A game that is not played in opposition to, or in parallel with, or collaboratively with, someone else.
But I suspect that won’t be sufficient, because you will also need to understand my definitions of “game”, “played,” and “parallel.”
To me games nest. There are frequently games within games, and there are always games within spaces. Some spaces are real (a living room) and some are virtual (Liberty City, Norrath).
The boundary of a game is not the board, world, etc. The true boundary of a game is based on where actions that can legally affect gameplay stop. Hence training is part of sports. Practicing in an FPS is OK and generally agreed to be “part of the game,” using an aimbot is not.
Almost all games that maintain a history of player achievement are in some sense nested games. You play the game of Asteroids in the arcade. That’s a single-player game. You play the game of Asteroids competing against a high score, that’s Asteroids embedded within the game of beating the high score. The game of the high score has only one move with two outcomes: you play, and you beat it or you don’t. That’s just about exactly like any turn-based game, which is always a sequential action of seeing if you can do better (towards some final goal) than your opponent did when they last had a chance.
And indeed, many single-player games are played in exactly this way — we call it tournaments.

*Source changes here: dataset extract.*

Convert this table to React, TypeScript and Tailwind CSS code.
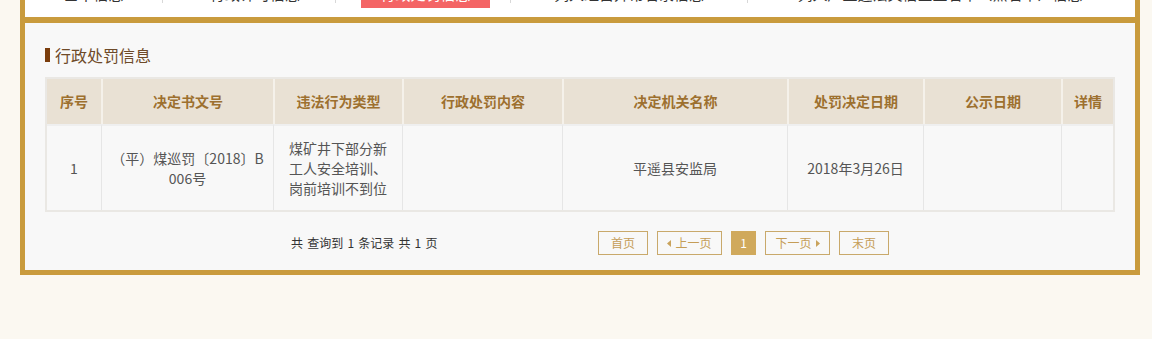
import React from 'react';

const gold = 'bg-[#c99b3d]';

const columns = [
  { label: '序号', w: 'w-[54px]' },
  { label: '决定书文号', w: 'w-[172px]' },
  { label: '违法行为类型', w: 'w-[129px]' },
  { label: '行政处罚内容', w: 'w-[160px]' },
  { label: '决定机关名称', w: 'w-[225px]' },
  { label: '处罚决定日期', w: 'w-[136px]' },
  { label: '公示日期', w: 'w-[138px]' },
  { label: '详情', w: 'w-[52px]' },
];

const Tri = ({ dir }: { dir: 'left' | 'right' }) => (
  <svg width="4" height="7" viewBox="0 0 4 7" className="inline-block">
    {dir === 'left' ? <path d="M4 0 L0 3.5 L4 7 Z" fill="#c9a35c" /> : <path d="M0 0 L4 3.5 L0 7 Z" fill="#c9a35c" />}
  </svg>
);

// tab strip is scrolled mostly out of view; only the bottom edge shows
const TabBar = () => (
  <div className="h-[17px] bg-white overflow-hidden">
    <div className="flex -mt-[17px] h-[25px] text-[15px] text-[#333] leading-[22px]">
      <div className="w-[137px] text-center">基本信息</div>
      <div className="w-px h-[20px] bg-[#d8d8d8]" />
      <div className="w-[172px] text-center pl-[12px]">行政许可信息</div>
      <div className="w-px h-[20px] bg-[#d8d8d8]" />
      <div className="w-[174px] pl-[25px]">
        <div className="w-[129px] h-[25px] bg-[#f46565] text-white text-center">行政处罚信息</div>
      </div>
      <div className="w-px h-[20px] bg-[#d8d8d8]" />
      <div className="w-[236px] text-center">列入经营异常名录信息</div>
      <div className="w-px h-[20px] bg-[#d8d8d8]" />
      <div className="w-[384px] text-center whitespace-nowrap">列入严重违法失信企业名单（黑名单）信息</div>
    </div>
  </div>
);

export default function App() {
  return (
    <div className="min-h-screen w-full bg-[#fbf8f1] font-['Noto_Sans_CJK_SC','Liberation_Sans',sans-serif]">
      <div className="ml-[20px] w-[1120px] border-x-[5px] border-b-[5px] border-[#c99b3d]">
        <TabBar />
        <div className={`h-[6px] ${gold}`} />
        <div className="bg-[#f8f8f8] px-[20px] pt-[22px] pb-[15px]">
          {/* section title */}
          <div className="flex items-center h-[20px]">
            <span className="w-[5px] h-[14px] bg-[#7a3d0c]" />
            <span className="ml-[5px] text-[16px] leading-[20px] text-[#6e4a28]">行政处罚信息</span>
          </div>

          <table className="mt-[12px] w-[1070px] table-fixed border-separate border-spacing-0 border-2 border-[#eae8e4]">
            <colgroup>
              {columns.map((c) => (
                <col key={c.label} className={c.w} />
              ))}
            </colgroup>
            <thead>
              <tr>
                {columns.map((c, i) => (
                  <th
                    key={c.label}
                    className={`h-[45px] bg-[#e9e1d4] text-[14px] font-bold text-[#9d702f] text-center ${
                      i === 0 ? '' : 'border-l-2 border-[#f5f1ea]'
                    }`}
                  >
                    {c.label}
                  </th>
                ))}
              </tr>
            </thead>
            <tbody>
              <tr className="text-[14px] leading-[20px] text-[#555] text-center">
                <td className="h-[86px] border-t-2 border-[#efefef]">1</td>
                <td className="border-t-2 border-l border-[#e6e6e6] border-t-[#efefef] px-[8px]">
                  （平）煤巡罚〔2018〕B
                  <br />
                  006号
                </td>
                <td className="border-t-2 border-l border-[#e6e6e6] border-t-[#efefef]">
                  煤矿井下部分新
                  <br />
                  工人安全培训、
                  <br />
                  岗前培训不到位
                </td>
                <td className="border-t-2 border-l border-[#e6e6e6] border-t-[#efefef]" />
                <td className="border-t-2 border-l border-[#e6e6e6] border-t-[#efefef]">平遥县安监局</td>
                <td className="border-t-2 border-l border-[#e6e6e6] border-t-[#efefef]">2018年3月26日</td>
                <td className="border-t-2 border-l border-[#e6e6e6] border-t-[#efefef]" />
                <td className="border-t-2 border-l border-[#e6e6e6] border-t-[#efefef]" />
              </tr>
            </tbody>
          </table>

          {/* pager */}
          <div className="mt-[19px] flex items-center h-[24px] text-[12px]">
            <span className="ml-[246px] w-[307px] text-[#333] whitespace-pre [word-spacing:1.5px]">共 查询到 1 条记录 共 1 页</span>
            <div className="flex gap-[9px] text-[#c59d57]">
              <span className="w-[50px] h-[24px] border border-[#c9a96b] flex items-center justify-center">首页</span>
              <span className="w-[65px] h-[24px] border border-[#c9a96b] flex items-center justify-center gap-[4px]">
                <Tri dir="left" />
                上一页
              </span>
              <span className="w-[25px] h-[24px] bg-[#d0a95c] text-white flex items-center justify-center">1</span>
              <span className="w-[65px] h-[24px] border border-[#c9a96b] flex items-center justify-center gap-[4px]">
                下一页
                <Tri dir="right" />
              </span>
              <span className="w-[50px] h-[24px] border border-[#c9a96b] flex items-center justify-center">末页</span>
            </div>
          </div>
        </div>
      </div>
    </div>
  );
}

Parallel play occurs when you play a single-player game at the same time that others do, and you are each competing to beat the others. Footraces are an example; there used to be a genre of obstacle course racing videogames like this too. Each player cannot affect the other, so they are playing on two levels at once: themselves against the game obstacles, and also themselves against the progress of the other player.
Collaborative play comes into the picture when you have multiple people assisting in making the decisions in a game. Someone who is not assisting in decisions is not playing. Games are all about decisions.
Merely chatting about your gameplay choices is not playing a game collaboratively. Making decisions together, as happens in ARGs, in assisting other people by giving them hints, etc, can be. I do think dragons lurk in the waters on this one one, mind you.
A true single-player game is a game designed to have only one person making decisions, not in parallel to anyone else, and not competing against anyone else.
Once you start adding things like high scores, communications channels for receiving advice on choices, etc, you’re definitely, to my mind, blurring the definition to the point where you cannot necessarily call things single-player anymore.
The obvious objection is to say that the real definition is how many players touch the controls of the game. But we have all seen games played where the decision-making contribution of one partner influences the control decisions made by another. Parlor games where your partner plays blindfolded and you must direct them are an obvious example. Adventure games where one person drives, but the other players watching provide the actual solution.
Similarly, many will say that high scores alone not make a game multiplayer. But the Olympics are on, games where the victor in many sports is decided precisely by high scores, in what is decidedly multi-athlete competition.
I am not saying, I must emphasize, that we will cease having single-player footraces, one guy going down the half-pipe on a snowboard, or no more CRPGs with one presumed controller. I am saying that they will get wrapped with trappings of persistence (high scores, etc) that can be used to implicitly make them competitive; and that incresingly, you will play them in manners that involve multiple people assisting in the decision-making, largely just because technology finally permits this to happen even when nobody else is physically present.
Have we “ever” had the single-player game? Yes. But you’ve been playing a lot of them in this fashion, which is why many of you are saying we never really had single-player gaming. But we have. It was always, though, somewhat unusual, relative to the intrusions of these other elements. Even Solitaire, or crossword puzzles, mentioned by many as classic single-player games, are frequently played with someone watching over your shoulder, or giving you the answer when you get stumped.